The only way forward is for the working class and poor to organize independently, aiming to form a government rooted in socialist policies and democratic control. Such a government would break with the failed capitalist model and reject the dominance of imperialist institutions like the IMF. It could redirect national wealth toward healthcare, education, housing, and job creation rather than debt payments and elite enrichment.

A new political party—revolutionary, democratic, and grounded in the everyday struggles of the Kenyan people—is urgently needed. As the movement reflects on its victories and setbacks, the need for a political vehicle to consolidate and deepen the struggle is clear. This question must become central to ongoing debates about the future of the resistance.

Only through such organization can Kenya’s working masses transform spontaneous outrage into revolutionary change that would inspire the working masses and poor throughout the continent to follow a similar course.

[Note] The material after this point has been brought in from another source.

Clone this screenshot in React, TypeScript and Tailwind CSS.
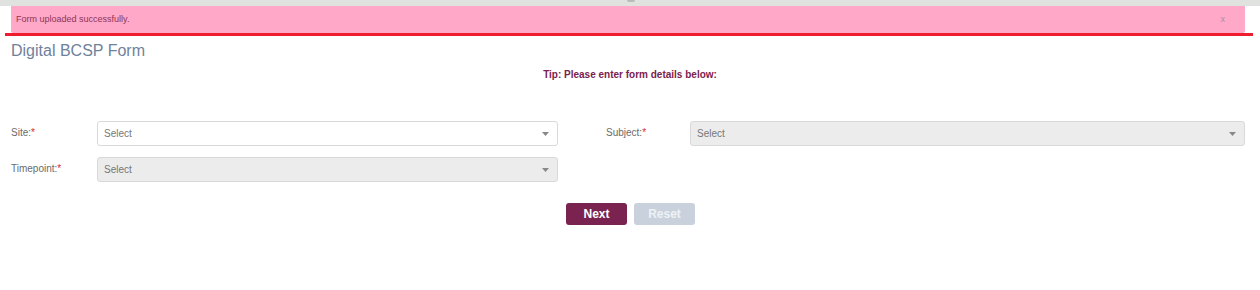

  • Don’t pay the debt! IMF out of Kenya! Nationalise the Kenyan banks and financial system under democratic workers’ control.
  • No to austerity in any form – no tax increases and no wage or spending cuts! Organise mass struggle against each and every policy that attempts this. For price controls on all basic commodities determined democratically by communities.
  • Continue the protests! Organise linked-up committees of struggle in communities, workplaces, universities and schools to democratically organise and plan the movement’s next steps.
  • Ruto must go! Against all pro-capitalist, pro-imperialist and pro-IMF political parties, politicians and MPs. Start to build a mass party of the working class armed with a socialist program to break with capitalism and imperialism. For a government of workers and the poor.